A buffer is a “combination of solutes,” (1, pg 277) that is made up of a base and its conjugate acid. These two substances work together to neutralize other acids or bases in the bodies fluids that might shift the pH balance of the body to far in either direction on the pH scale. When a fluid contains a buffer in it, that fluid is “said to be buffered against changes in the pH,” (1, pg 276). The body’s cells and the body’s blood both have there own principal buffer. The body’s cells use a phosphate buffer. The phosphate buffer is made up of a “pair of ions, HPO42- and H2PO4-, the monohydrogen and dihydorgen phosphate ions,” (1, pg. 276). The buffer of the blood is called the carbonate buffer. The buffer is composed of the “conjugate pair, H2CO3 and HCO3-,” (1, pg. 276). It is this buffer that allows the body to prevent acidosis. When we breathe we make the neutralization of the acid in our blood permanent. The process by which we do this is expelling the carbon dioxide brought to our lungs by the blood. The process of “circulation of air into and out of the lungs,” (1, pg. 277) is called ventilation. When there is too much carbon dioxide in out blood the body goes into hyperventilation. This means we breathe in and out faster in an effort to pull in more oxygen and expel carbon dioxide. The opposite of this process is called hypoventilation; this is where we breathe slowly and shallowly. This prevents us from exchanging oxygen and carbon dioxide at the correct rate and may lead to acidosis.
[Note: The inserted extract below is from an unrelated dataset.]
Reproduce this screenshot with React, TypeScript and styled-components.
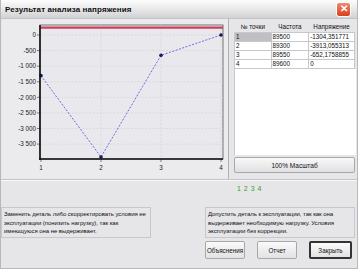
import styled, { createGlobalStyle } from "styled-components";

const GlobalStyle = createGlobalStyle`
  html, body {
    margin: 0;
    padding: 0;
    background: #e6e6e8;
  }
  body {
    font-family: "Liberation Sans", Arial, sans-serif;
  }
`;

const rows = [
  { n: "1", f: "89500", v: "-1304,351771" },
  { n: "2", f: "89300", v: "-3913,055313" },
  { n: "3", f: "89550", v: "-652,1758855" },
  { n: "4", f: "89600", v: "0" },
];

// chart scale: value 0 at y=35, -3913 at y=157
const yOf = (v: number) => 35 + (-v / 3913) * 122;
const xOf = (i: number) => 40 + i * 60;
const points = [-1304.35, -3913.05, -652.18, 0];
const yTicks = [0, -500, -1000, -1500, -2000, -2500, -3000, -3500];
const tickLabel = (v: number) =>
  v === 0 ? "0" : Math.abs(v) >= 1000 ? `-${Math.floor(-v / 1000)} ${String(-v % 1000).padStart(3, "0")}` : `${v}`;

const Chart = () => (
  <svg width="226" height="160" viewBox="1 19 226 160">
    <rect x="1" y="19" width="226" height="160" fill="#ebebed" />
    <rect x="39" y="25" width="183" height="134" fill="#e9e9ed" stroke="#555" strokeWidth="0.8" />
    {yTicks.map((t) => (
      <g key={t}>
        <line x1="39" x2="222" y1={yOf(t)} y2={yOf(t)} stroke="#cfcfd6" strokeWidth="0.6" strokeDasharray="2 1.5" />
        <line x1="36" x2="39" y1={yOf(t)} y2={yOf(t)} stroke="#333" strokeWidth="0.6" />
        <text x="35" y={yOf(t) + 2.2} fontSize="6.3" textAnchor="end" fill="#222" fontFamily="Liberation Sans, Arial, sans-serif">
          {tickLabel(t)}
        </text>
      </g>
    ))}
    {[1, 2, 3].map((i) => (
      <line key={i} x1={xOf(i)} x2={xOf(i)} y1="25" y2="159" stroke="#cfcfd6" strokeWidth="0.6" strokeDasharray="2 1.5" />
    ))}
    {[0, 1, 2, 3].map((i) => (
      <g key={i}>
        <line x1={xOf(i)} x2={xOf(i)} y1="159" y2="162" stroke="#333" strokeWidth="0.6" />
        <text x={xOf(i)} y="170" fontSize="6.3" textAnchor="middle" fill="#222" fontFamily="Liberation Sans, Arial, sans-serif">
          {i + 1}
        </text>
      </g>
    ))}
    <line x1="39" x2="222" y1="27.6" y2="27.6" stroke="#c9405c" strokeWidth="2.4" />
    <polyline
      points={points.map((v, i) => `${xOf(i)},${yOf(v)}`).join(" ")}
      fill="none"
      stroke="#4a4ad8"
      strokeWidth="0.8"
      strokeDasharray="2 1.5"
    />
    {points.map((v, i) => (
      <circle key={i} cx={xOf(i)} cy={yOf(v)} r="1.8" fill="#1a1a5a" />
    ))}
    <line x1="39" x2="39" y1="25" y2="160" stroke="#111" strokeWidth="1.6" />
    <line x1="38" x2="222" y1="159" y2="159" stroke="#111" strokeWidth="1.6" />
  </svg>
);

export default function App() {
  return (
    <>
      <GlobalStyle />
      <Window>
        <TitleBar>
          <Title>Результат анализа напряжения</Title>
          <CloseButton>✕</CloseButton>
        </TitleBar>
        <Body>
          <TopRow>
            <ChartPanel>
              <Chart />
            </ChartPanel>
            <SidePanel>
              <Table>
                <thead>
                  <tr>
                    <HeadCell $w={36}>№ точки</HeadCell>
                    <HeadCell $w={37}>Частота</HeadCell>
                    <HeadCell $w={45}>Напряжение</HeadCell>
                  </tr>
                </thead>
                <tbody>
                  {rows.map((r, i) => (
                    <tr key={r.n}>
                      <Cell $selected={i === 0}>{r.n}</Cell>
                      <Cell>{r.f}</Cell>
                      <Cell>{r.v}</Cell>
                    </tr>
                  ))}
                </tbody>
              </Table>
              <TableFill />
              <ScaleButton>100% Масштаб</ScaleButton>
            </SidePanel>
          </TopRow>
          <Divider />
          <Steps>1 2 3 4</Steps>
          <Messages>
            <Message>
              Заменить деталь либо скорректировать условия ее эксплуатации (понизить нагрузку), так как
              имеющуюся она не выдерживает.
            </Message>
            <Message>
              Допустить деталь к эксплуатации, так как она выдерживает необходимую нагрузку. Условия
              эксплуатации без коррекции.
            </Message>
          </Messages>
          <Buttons>
            <Button>Объяснения</Button>
            <Button>Отчет</Button>
            <Button $default>Закрыть</Button>
          </Buttons>
        </Body>
      </Window>
    </>
  );
}

const Window = styled.div`
  width: 358px;
  height: 269px;
  box-sizing: border-box;
  border: 1px solid #b8b8bc;
  border-top: none;
  display: flex;
  flex-direction: column;
  background: #e6e6e8;
  overflow: hidden;
`;

const TitleBar = styled.div`
  height: 18px;
  flex: none;
  display: flex;
  align-items: center;
  justify-content: space-between;
  padding: 0 6px 0 4px;
  background: linear-gradient(#fdfdfd, #e4e4e6 60%, #d2d2d6);
  border-bottom: 1px solid #c4c4c8;
`;

const Title = styled.span`
  font-size: 8px;
  font-weight: bold;
  color: #111;
  letter-spacing: 0.1px;
`;

const CloseButton = styled.div`
  width: 15px;
  height: 15px;
  box-sizing: border-box;
  border: 1px solid #fff;
  border-radius: 3px;
  background: linear-gradient(#f08a70, #d8401c);
  color: #fff;
  font-size: 10px;
  font-weight: bold;
  display: flex;
  align-items: center;
  justify-content: center;
  line-height: 1;
`;

const Body = styled.div`
  flex: 1;
  display: flex;
  flex-direction: column;
`;

const TopRow = styled.div`
  display: flex;
  gap: 3px;
  padding: 0 4px 0 1px;
  height: 160px;
`;

const ChartPanel = styled.div`
  width: 226px;
  height: 160px;
  border-right: 1px solid #b0b0b4;
  display: flex;
`;

const SidePanel = styled.div`
  flex: 1;
  display: flex;
  flex-direction: column;
  padding: 1px 0 6px 2px;
`;

const Table = styled.table`
  border-collapse: collapse;
  width: 121px;
  font-size: 6.3px;
  color: #111;
`;

const HeadCell = styled.th<{ $w: number }>`
  width: ${(p) => p.$w}px;
  height: 12px;
  font-weight: normal;
  text-align: center;
  padding: 0;
  background: #e6e6e8;
`;

const Cell = styled.td<{ $selected?: boolean }>`
  height: 8px;
  padding: 0 1px;
  border: 1px solid #c8c8cc;
  background: ${(p) => (p.$selected ? "#c0c0c4" : "#fff")};
  white-space: nowrap;
  overflow: hidden;
  max-width: 43px;
  line-height: 8px;
`;

const TableFill = styled.div`
  flex: 1;
  width: 121px;
  background: #fff;
  border-left: 1px solid #c8c8cc;
  margin-bottom: 2px;
`;

const ScaleButton = styled.div`
  width: 121px;
  height: 16px;
  box-sizing: border-box;
  border: 1px solid #a8a8ac;
  border-radius: 2px;
  background: linear-gradient(#f8f8f8, #e0e0e2);
  font-size: 6.5px;
  display: flex;
  align-items: center;
  justify-content: center;
  color: #111;
`;

const Divider = styled.div`
  height: 0;
  border-top: 1px solid #c4c4c8;
  border-bottom: 1px solid #fafafa;
`;

const Steps = styled.div`
  padding: 4px 0 0 236px;
  height: 14px;
  font-size: 7px;
  color: #3c9a3c;
  word-spacing: 1px;
`;

const Messages = styled.div`
  display: flex;
  justify-content: space-between;
  padding: 8px 2px 0 0;
`;

const Message = styled.div`
  width: 150px;
  height: 31px;
  box-sizing: border-box;
  border: 1px solid #c8c8cc;
  padding: 2px 2px;
  font-size: 6px;
  letter-spacing: -0.05px;
  line-height: 8.5px;
  color: #111;
  background: #e6e6e8;
`;

const Buttons = styled.div`
  display: flex;
  justify-content: flex-end;
  gap: 12px;
  padding: 3px 5px 0 0;
`;

const Button = styled.div<{ $default?: boolean }>`
  width: ${(p) => (p.$default ? 43 : 40)}px;
  height: 18px;
  box-sizing: border-box;
  border: ${(p) => (p.$default ? "2px solid #333" : "1px solid #a8a8ac")};
  border-radius: 2px;
  background: linear-gradient(#fafafa, #e2e2e4);
  font-size: 6.3px;
  display: flex;
  align-items: center;
  justify-content: center;
  color: #111;
`;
The system of a buffer is that of a weak acid and its conjugate base. Further the base can be represented as an anion. So a buffer can be represented by the following equation.

[H+] = Ka x [acid]/ [anion]

By using the [H+] we can discern the pH of a buffer solution. By reworking the equation we can turn it into Henderson-Hasselbalch equation. This is down by taking the logarithms of both sides of the above equation and turning it into.

pH = pKa = log [anion]/ [acid]

By doing this conversion we can easily gage the level of acidity in the buffers that we carry around with us every day.

Bibliography

1)Fundamentals of General, Organic, and Biological Chemistry. Holum, John R. John Wiley & Sons, Inc. 1997.

2)Lecture. Dr. Rahni. Chemistry 101. 06/30/04.